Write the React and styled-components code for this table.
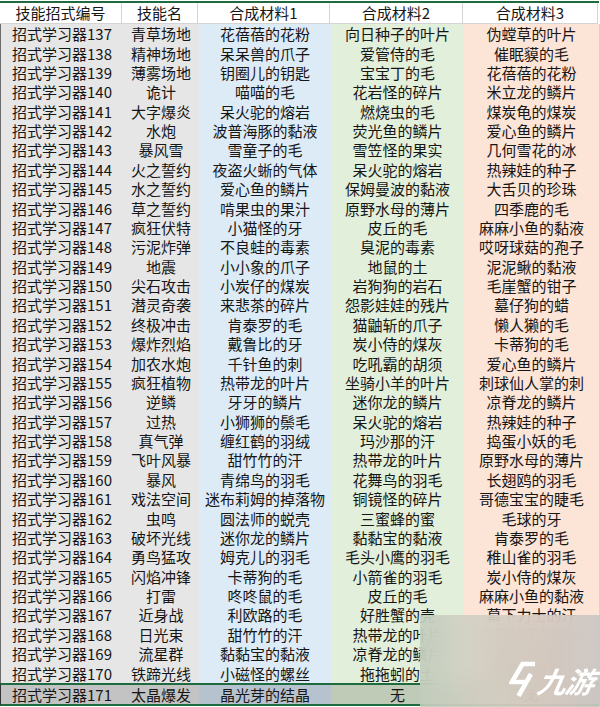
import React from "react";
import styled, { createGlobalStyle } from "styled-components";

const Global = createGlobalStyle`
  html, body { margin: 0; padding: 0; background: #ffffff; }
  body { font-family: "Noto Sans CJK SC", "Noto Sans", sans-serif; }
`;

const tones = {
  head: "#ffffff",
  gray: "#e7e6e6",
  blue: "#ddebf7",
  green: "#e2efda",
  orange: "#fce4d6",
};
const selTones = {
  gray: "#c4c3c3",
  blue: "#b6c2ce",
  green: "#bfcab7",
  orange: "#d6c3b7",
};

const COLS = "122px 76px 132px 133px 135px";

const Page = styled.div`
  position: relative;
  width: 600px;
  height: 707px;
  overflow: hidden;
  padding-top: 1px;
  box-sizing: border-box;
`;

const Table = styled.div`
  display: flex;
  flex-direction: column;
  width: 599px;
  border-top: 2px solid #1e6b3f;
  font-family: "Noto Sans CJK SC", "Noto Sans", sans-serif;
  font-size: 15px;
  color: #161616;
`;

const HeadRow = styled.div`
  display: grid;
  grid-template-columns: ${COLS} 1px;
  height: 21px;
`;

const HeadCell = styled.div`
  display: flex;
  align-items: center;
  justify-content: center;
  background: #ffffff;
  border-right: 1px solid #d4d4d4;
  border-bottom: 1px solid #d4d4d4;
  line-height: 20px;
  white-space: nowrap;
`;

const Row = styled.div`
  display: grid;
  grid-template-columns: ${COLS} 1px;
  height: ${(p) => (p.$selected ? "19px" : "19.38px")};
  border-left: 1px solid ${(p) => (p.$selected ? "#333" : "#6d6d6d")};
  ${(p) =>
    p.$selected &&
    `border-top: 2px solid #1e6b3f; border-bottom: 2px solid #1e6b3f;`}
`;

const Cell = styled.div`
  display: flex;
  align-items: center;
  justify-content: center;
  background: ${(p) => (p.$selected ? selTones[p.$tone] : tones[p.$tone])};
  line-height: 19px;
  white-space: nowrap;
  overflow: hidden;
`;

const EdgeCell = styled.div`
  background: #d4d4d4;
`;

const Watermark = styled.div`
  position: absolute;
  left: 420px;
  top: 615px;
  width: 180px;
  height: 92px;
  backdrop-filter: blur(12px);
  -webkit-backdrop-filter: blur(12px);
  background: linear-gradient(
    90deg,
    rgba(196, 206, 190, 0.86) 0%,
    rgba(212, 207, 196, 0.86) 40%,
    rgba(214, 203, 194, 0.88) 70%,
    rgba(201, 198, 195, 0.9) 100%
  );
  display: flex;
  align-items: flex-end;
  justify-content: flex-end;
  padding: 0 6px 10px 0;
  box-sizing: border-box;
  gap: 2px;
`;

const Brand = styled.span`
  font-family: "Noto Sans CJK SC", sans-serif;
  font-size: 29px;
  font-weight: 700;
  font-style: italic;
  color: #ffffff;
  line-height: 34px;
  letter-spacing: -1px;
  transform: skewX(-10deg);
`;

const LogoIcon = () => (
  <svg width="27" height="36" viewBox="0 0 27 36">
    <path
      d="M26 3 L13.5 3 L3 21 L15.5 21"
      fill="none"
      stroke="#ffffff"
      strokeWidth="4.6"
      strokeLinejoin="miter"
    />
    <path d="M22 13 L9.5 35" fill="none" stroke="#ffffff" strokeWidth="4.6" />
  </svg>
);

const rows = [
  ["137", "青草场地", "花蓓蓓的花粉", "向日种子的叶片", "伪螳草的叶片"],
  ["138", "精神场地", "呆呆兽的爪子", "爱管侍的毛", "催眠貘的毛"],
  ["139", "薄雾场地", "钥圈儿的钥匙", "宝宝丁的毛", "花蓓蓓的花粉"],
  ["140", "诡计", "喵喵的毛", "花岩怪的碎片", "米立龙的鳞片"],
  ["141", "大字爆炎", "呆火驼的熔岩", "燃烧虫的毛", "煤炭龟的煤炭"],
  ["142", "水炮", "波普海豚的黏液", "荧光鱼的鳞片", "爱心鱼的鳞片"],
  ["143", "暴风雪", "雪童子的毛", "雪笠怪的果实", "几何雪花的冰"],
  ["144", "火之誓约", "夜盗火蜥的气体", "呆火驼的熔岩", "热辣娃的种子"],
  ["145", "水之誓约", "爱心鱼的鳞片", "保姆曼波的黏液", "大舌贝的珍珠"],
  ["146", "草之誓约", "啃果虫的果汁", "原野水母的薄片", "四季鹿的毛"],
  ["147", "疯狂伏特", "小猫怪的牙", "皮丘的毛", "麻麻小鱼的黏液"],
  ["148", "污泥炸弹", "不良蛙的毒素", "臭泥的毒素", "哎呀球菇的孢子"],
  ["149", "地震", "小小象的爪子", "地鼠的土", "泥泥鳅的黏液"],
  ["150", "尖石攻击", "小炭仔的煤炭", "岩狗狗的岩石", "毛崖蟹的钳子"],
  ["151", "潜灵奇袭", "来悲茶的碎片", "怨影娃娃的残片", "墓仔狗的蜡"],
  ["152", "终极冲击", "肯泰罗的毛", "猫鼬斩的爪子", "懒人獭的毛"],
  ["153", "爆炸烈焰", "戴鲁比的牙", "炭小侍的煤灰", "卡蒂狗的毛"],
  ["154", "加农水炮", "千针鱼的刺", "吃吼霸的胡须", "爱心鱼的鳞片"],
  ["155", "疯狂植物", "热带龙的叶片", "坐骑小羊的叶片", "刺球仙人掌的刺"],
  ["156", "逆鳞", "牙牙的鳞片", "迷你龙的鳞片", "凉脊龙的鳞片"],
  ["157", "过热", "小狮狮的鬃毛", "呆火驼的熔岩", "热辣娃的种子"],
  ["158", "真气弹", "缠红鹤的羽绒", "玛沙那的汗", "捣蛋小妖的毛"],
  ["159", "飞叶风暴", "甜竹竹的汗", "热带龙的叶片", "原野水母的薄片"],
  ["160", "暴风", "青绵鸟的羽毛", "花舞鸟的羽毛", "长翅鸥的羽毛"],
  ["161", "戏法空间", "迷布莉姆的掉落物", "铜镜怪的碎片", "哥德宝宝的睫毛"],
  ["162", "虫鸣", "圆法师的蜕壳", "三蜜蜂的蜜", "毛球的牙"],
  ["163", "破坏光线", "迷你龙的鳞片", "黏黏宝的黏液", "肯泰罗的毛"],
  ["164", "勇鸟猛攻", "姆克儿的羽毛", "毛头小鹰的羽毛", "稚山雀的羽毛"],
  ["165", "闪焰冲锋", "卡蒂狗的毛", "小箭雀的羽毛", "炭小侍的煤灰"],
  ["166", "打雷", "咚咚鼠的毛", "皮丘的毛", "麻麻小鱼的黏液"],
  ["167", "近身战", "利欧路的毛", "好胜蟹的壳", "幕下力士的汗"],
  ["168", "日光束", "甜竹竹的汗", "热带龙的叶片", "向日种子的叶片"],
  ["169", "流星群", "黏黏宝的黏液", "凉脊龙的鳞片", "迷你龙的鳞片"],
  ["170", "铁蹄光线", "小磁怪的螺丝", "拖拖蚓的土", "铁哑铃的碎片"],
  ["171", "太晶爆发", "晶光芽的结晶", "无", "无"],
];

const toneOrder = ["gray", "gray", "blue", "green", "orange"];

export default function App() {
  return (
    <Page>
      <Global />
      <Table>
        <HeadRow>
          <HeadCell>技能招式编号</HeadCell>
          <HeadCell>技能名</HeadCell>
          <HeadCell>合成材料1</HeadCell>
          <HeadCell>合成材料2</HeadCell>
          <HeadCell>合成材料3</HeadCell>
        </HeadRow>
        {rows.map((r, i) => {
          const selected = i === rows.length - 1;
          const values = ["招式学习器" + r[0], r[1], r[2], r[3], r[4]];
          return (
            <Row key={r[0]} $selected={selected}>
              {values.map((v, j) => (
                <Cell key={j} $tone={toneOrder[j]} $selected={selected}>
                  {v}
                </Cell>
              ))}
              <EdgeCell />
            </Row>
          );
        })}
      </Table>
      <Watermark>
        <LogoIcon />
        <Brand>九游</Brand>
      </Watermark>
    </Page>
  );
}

☆ ☆ ☆

Request - Without the pictures, please reproduce each line of the listing above exactly, from the first one through the line bearing "76px 132px 133px".

The response -
Write the React and styled-components code for this table.
import React from "react";
import styled, { createGlobalStyle } from "styled-components";

const Global = createGlobalStyle`
  html, body { margin: 0; padding: 0; background: #ffffff; }
  body { font-family: "Noto Sans CJK SC", "Noto Sans", sans-serif; }
`;

const tones = {
  head: "#ffffff",
  gray: "#e7e6e6",
  blue: "#ddebf7",
  green: "#e2efda",
  orange: "#fce4d6",
};
const selTones = {
  gray: "#c4c3c3",
  blue: "#b6c2ce",
  green: "#bfcab7",
  orange: "#d6c3b7",
};

const COLS = "122px 76px 132px 133px 135px";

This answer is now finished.